### DATA EXCERPT
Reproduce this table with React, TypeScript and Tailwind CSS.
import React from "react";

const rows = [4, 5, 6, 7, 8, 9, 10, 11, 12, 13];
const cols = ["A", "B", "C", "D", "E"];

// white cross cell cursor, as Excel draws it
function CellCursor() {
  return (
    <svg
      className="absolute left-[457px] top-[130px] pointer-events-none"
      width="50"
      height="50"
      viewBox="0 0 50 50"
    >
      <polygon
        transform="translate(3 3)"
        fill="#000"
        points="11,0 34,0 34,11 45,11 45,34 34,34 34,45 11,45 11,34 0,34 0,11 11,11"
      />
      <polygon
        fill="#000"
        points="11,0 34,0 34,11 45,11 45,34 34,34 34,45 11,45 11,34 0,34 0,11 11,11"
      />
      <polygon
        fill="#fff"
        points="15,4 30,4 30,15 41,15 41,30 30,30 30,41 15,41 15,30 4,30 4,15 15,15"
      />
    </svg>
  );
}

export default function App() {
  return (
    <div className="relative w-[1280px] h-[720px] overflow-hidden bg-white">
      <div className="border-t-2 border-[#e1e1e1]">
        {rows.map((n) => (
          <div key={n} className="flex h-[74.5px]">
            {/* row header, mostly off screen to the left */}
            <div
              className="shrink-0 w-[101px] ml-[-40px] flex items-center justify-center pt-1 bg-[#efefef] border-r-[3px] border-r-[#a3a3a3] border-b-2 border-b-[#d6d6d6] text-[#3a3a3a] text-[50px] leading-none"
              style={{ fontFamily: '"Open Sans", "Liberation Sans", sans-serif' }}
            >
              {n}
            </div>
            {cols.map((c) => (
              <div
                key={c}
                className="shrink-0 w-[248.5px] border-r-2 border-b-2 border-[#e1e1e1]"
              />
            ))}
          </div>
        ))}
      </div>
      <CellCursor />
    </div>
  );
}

### GOAL
Work out how many lines of the listing above include "React". Answer with the number and nothing more.

### THE RESULT
2